Ему удалось реабилитировать и вернуть на свои места многие из тех
фрагментов, которые, нимало не сомневаясь, отбрасывал его предшественник. В частности, он доказал, что в богословии Павла решающую роль играет тезис о торжестве Бога над силами зла и противящимся миром. Бог во Христе, пишет Кеземан, победил зло, и весть об этой победе должна разнестись по всему миру в проповеди Евангелия. Однако общечеловеческая (а не только религиозная) гордыня противится смиренному торжеству Бога и стремится взять реванш. Оправдание «нечестивых» (Рим 4:5) выпрямляет и восстанавливает ход действия.

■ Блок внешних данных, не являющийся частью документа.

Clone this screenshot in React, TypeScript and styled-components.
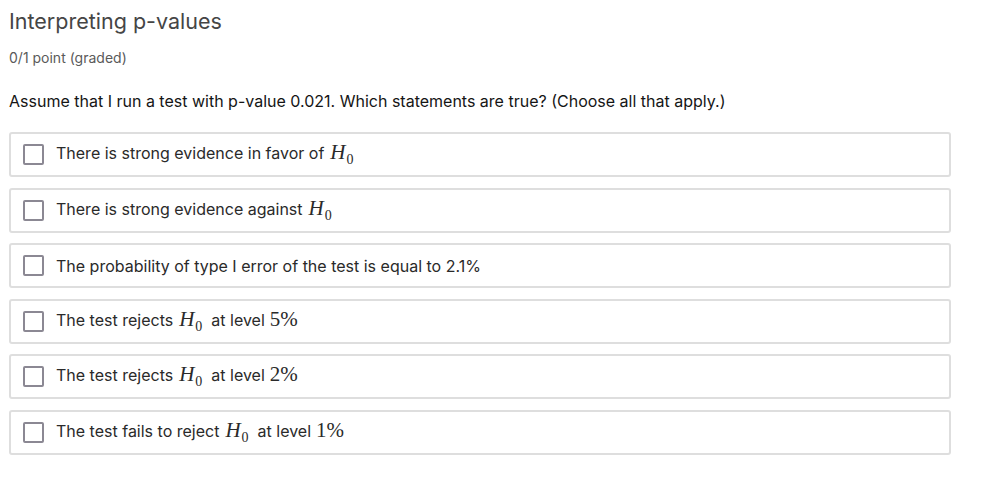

У Кеземана мы находим первые намеки на мысль, которая, как
представляется, исключительно важна для понимания апостола Павла. Речь идет о критике иудаизма изнутри него самого. Прежде любой исследователь Нового Завета был убежден, что еврейский мыслитель критиковать иудаизм не будет (а если и будет, то совсем чуть-чуть), и, наоборот, само присутствие подобной критики однозначно указывает на нееврейское происхождение ее носителя. Кеземан же утверждает, что критика изнутри была свойственна иудаизму на протяжении всей его истории (впрочем, это очевидно даже у ветхозаветных пророков, не говоря уже об Иоанне Крестителе и самом Иисусе). Его апокалиптически настроенный Павел возвещает миру, что распятый Иисус есть истинный Бог, пришедший раз и навсегда победить всякое богоборчество и гордыню, включая иудейскую «жестоковыйность», явственней всего проступающую в отношении к собственному закону. Такое прочтение позволило Кеземану намного четче, чем его предшественники, обосновать собственное политическое богословие. Он принадлежал к гонимой Третьим рейхом немецкой Исповеднической церкви, сидел в тюрьме за антинацистскую деятельность. Кеземан не мог видеть, как мелкобуржуазная немецкая религиозность потакает гитлеровскому режиму и использует религиозный язык для оправдания такого положения дел, поэтому его главный труд был, не в последнюю очередь, отчаянной попыткой обосновать активное неприятие системы вдумчивой и скрупулезной экзегезой Павловых текстов.